======== Data lines ========

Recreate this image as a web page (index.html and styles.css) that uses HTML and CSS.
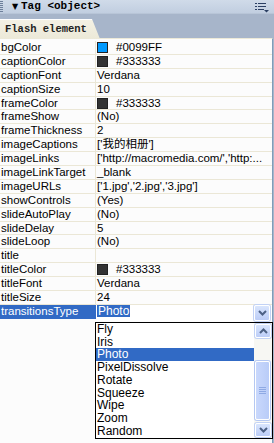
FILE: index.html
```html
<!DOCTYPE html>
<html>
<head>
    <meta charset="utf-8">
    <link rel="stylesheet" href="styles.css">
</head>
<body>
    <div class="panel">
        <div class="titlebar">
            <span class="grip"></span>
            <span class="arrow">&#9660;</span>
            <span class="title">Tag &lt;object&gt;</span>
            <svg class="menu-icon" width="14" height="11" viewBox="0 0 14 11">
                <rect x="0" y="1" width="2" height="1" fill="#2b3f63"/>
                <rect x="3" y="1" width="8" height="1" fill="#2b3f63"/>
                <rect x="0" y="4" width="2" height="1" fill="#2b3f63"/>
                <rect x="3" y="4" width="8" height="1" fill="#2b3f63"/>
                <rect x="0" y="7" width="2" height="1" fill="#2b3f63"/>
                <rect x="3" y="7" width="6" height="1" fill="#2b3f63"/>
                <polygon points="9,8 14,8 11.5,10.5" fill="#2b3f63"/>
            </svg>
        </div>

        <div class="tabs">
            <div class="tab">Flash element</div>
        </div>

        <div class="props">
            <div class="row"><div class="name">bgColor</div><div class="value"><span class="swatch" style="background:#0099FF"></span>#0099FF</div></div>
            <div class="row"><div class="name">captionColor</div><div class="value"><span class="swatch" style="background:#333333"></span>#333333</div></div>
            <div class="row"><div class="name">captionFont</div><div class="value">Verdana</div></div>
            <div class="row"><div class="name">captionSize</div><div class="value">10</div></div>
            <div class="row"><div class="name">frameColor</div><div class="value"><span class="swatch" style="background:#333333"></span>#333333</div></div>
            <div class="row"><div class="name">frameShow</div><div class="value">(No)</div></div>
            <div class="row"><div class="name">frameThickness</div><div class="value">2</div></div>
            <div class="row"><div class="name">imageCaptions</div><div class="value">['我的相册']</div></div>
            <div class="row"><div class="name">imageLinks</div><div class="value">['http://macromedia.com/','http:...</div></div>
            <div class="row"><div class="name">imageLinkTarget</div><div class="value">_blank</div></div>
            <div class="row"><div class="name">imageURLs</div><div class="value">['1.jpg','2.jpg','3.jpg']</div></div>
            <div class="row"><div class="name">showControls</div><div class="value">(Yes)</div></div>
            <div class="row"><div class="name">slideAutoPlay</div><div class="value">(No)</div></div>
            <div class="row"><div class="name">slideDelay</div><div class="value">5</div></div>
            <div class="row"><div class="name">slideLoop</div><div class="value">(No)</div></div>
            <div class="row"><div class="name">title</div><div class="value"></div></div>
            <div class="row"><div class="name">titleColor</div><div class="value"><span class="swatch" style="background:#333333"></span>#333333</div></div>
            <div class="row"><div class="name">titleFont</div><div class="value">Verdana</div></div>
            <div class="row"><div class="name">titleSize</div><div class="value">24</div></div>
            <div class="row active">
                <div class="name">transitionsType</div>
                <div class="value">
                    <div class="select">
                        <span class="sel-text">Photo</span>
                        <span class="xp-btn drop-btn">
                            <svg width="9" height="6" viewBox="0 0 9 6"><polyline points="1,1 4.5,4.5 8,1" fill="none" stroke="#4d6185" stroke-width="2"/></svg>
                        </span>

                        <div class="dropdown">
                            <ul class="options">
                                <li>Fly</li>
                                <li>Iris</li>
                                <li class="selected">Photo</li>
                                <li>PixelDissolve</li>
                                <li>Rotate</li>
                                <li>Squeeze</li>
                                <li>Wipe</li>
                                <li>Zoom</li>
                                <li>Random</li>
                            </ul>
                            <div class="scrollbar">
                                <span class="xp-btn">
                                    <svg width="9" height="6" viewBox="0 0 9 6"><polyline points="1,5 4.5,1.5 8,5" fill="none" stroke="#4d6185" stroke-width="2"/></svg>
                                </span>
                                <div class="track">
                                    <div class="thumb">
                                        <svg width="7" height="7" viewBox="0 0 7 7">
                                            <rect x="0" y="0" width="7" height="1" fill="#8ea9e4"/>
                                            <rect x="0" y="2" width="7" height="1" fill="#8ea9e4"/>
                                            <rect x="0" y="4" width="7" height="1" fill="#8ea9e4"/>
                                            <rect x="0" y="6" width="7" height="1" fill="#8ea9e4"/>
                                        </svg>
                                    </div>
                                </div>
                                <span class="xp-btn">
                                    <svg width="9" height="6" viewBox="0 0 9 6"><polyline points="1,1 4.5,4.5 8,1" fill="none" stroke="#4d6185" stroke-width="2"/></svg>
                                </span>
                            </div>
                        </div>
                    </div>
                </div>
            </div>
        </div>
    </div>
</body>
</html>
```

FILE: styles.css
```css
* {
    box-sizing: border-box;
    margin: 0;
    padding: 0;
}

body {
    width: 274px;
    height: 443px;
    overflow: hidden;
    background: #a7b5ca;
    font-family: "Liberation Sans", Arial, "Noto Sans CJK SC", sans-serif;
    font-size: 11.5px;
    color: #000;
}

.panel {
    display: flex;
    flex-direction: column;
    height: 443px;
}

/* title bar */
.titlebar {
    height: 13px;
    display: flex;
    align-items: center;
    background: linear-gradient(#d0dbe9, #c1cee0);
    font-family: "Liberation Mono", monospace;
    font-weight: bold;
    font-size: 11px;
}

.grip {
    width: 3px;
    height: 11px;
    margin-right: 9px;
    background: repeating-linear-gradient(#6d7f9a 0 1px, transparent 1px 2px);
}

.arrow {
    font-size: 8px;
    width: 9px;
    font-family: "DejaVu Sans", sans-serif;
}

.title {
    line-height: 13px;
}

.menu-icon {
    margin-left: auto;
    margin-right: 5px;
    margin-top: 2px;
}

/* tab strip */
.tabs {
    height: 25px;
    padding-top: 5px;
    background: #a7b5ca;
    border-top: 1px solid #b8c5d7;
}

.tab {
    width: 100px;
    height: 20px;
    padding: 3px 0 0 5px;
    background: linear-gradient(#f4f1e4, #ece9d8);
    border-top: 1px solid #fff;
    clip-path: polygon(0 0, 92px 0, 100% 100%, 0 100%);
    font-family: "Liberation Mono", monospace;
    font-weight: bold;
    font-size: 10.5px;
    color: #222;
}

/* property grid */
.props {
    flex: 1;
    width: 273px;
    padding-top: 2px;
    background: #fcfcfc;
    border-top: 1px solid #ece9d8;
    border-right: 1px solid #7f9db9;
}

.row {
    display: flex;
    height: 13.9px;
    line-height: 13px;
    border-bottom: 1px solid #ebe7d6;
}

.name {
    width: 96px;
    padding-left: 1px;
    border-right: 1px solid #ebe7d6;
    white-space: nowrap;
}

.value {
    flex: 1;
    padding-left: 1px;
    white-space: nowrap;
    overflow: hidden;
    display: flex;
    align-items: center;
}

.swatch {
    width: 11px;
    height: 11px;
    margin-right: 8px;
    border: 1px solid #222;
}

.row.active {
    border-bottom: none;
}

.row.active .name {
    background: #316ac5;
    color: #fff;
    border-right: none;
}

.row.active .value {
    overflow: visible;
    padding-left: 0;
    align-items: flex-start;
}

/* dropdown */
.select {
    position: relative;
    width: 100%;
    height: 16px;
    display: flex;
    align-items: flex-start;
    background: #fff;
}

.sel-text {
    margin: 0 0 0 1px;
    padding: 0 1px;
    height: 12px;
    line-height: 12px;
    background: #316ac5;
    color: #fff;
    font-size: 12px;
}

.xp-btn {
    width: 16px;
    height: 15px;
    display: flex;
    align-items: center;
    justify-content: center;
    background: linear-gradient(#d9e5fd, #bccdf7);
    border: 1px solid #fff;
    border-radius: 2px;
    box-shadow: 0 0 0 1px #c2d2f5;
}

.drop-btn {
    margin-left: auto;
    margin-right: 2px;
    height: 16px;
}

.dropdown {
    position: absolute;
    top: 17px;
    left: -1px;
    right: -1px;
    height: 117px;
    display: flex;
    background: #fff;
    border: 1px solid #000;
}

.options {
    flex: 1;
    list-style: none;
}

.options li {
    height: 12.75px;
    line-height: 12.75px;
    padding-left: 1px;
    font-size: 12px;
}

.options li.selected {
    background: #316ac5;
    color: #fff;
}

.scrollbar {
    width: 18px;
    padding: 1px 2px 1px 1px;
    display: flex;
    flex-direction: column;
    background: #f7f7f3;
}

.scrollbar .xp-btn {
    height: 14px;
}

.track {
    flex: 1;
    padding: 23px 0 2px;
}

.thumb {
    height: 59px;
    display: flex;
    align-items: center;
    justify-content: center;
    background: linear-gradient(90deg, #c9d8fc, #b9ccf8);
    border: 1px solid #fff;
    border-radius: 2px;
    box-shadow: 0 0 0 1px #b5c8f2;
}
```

========

Task directions:
Among the lines of the material, find those that hold the word "index" and copy them.

Result:
Recreate this image as a web page (index.html and styles.css) that uses HTML and CSS.
FILE: index.html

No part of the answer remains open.